* _What to do_: Go through the entries and say how many lines contain the string "with". The number is the whole answer.

* _Listed entries_:
[start]
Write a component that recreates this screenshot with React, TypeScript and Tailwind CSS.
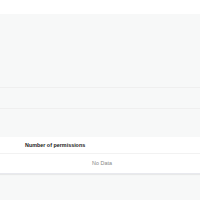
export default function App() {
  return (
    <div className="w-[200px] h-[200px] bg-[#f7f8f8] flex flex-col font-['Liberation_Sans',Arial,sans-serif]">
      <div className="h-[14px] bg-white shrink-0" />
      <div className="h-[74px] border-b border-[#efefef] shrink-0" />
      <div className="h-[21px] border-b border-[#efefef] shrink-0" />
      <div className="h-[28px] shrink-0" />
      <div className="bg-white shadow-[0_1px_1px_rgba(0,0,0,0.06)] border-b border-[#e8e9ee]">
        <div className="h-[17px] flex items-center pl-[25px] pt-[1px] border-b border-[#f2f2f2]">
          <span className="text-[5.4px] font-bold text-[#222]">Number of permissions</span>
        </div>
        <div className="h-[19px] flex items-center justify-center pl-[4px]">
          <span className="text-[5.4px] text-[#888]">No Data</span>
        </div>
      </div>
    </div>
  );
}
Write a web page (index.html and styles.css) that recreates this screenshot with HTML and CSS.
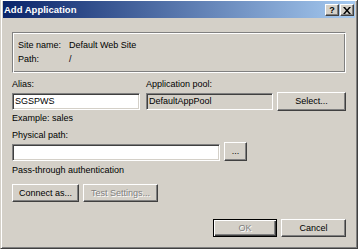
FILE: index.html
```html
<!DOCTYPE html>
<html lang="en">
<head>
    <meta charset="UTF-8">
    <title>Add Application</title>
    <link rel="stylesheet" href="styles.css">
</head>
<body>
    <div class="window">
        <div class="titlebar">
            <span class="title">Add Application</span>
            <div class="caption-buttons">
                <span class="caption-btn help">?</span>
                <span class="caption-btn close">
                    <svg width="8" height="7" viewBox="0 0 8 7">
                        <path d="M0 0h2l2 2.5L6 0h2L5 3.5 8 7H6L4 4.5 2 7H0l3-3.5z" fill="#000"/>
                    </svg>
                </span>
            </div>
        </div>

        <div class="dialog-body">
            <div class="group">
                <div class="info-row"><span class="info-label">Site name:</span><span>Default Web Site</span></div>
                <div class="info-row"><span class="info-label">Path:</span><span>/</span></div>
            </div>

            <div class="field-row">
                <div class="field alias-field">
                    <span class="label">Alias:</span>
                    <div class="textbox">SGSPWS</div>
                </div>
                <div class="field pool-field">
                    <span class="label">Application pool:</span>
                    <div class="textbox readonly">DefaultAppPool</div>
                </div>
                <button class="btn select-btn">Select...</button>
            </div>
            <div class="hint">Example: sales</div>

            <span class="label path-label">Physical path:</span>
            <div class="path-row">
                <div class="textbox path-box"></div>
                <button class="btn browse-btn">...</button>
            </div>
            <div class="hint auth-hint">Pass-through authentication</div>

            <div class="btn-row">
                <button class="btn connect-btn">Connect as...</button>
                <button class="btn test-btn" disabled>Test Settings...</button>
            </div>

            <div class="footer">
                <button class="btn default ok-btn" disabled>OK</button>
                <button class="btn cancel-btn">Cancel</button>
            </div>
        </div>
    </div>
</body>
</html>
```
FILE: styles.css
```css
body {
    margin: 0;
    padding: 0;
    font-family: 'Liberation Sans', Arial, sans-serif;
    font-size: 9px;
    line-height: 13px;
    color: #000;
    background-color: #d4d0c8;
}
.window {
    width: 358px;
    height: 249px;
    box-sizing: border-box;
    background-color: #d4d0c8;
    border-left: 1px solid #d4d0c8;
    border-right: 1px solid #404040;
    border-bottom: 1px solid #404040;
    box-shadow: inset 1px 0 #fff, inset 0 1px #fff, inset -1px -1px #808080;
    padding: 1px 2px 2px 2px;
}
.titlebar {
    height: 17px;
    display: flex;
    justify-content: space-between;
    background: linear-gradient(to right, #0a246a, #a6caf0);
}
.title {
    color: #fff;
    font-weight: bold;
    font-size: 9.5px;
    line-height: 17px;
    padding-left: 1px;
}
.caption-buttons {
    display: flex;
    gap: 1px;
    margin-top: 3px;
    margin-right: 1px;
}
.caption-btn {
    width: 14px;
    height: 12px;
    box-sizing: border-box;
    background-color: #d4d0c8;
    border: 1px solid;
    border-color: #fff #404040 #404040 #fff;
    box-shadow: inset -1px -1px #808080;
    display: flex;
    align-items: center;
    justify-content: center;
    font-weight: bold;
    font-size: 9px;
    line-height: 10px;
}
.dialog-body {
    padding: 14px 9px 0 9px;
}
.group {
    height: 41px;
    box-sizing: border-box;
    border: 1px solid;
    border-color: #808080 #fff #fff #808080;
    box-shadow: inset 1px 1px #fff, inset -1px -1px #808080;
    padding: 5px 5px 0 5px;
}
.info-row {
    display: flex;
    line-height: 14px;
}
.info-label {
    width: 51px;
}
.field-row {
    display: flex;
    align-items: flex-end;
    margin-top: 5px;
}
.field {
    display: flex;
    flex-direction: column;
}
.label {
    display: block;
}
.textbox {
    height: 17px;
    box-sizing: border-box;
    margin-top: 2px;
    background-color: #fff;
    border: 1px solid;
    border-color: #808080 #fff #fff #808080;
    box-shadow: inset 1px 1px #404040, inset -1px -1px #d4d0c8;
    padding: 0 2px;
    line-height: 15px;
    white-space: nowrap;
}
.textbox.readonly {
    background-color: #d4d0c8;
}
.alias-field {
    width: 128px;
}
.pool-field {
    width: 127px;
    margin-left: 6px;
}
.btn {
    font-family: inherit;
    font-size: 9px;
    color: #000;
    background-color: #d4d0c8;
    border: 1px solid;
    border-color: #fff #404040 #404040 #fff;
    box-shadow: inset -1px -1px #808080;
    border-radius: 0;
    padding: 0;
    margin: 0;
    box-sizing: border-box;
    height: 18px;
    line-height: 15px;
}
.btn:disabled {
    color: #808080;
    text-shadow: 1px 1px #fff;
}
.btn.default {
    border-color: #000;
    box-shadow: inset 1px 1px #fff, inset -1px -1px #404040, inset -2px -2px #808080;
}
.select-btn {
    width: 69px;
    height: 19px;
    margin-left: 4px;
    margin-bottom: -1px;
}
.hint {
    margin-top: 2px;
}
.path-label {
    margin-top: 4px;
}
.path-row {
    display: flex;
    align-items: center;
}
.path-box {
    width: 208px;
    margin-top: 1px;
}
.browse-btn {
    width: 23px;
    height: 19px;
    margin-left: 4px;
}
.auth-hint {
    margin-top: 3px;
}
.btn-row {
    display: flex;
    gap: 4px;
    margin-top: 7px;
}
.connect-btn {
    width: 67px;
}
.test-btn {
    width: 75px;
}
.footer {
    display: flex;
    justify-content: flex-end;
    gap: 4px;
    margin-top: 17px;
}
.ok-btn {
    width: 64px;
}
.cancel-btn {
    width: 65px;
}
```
[end]
* _Exercise solution_: 2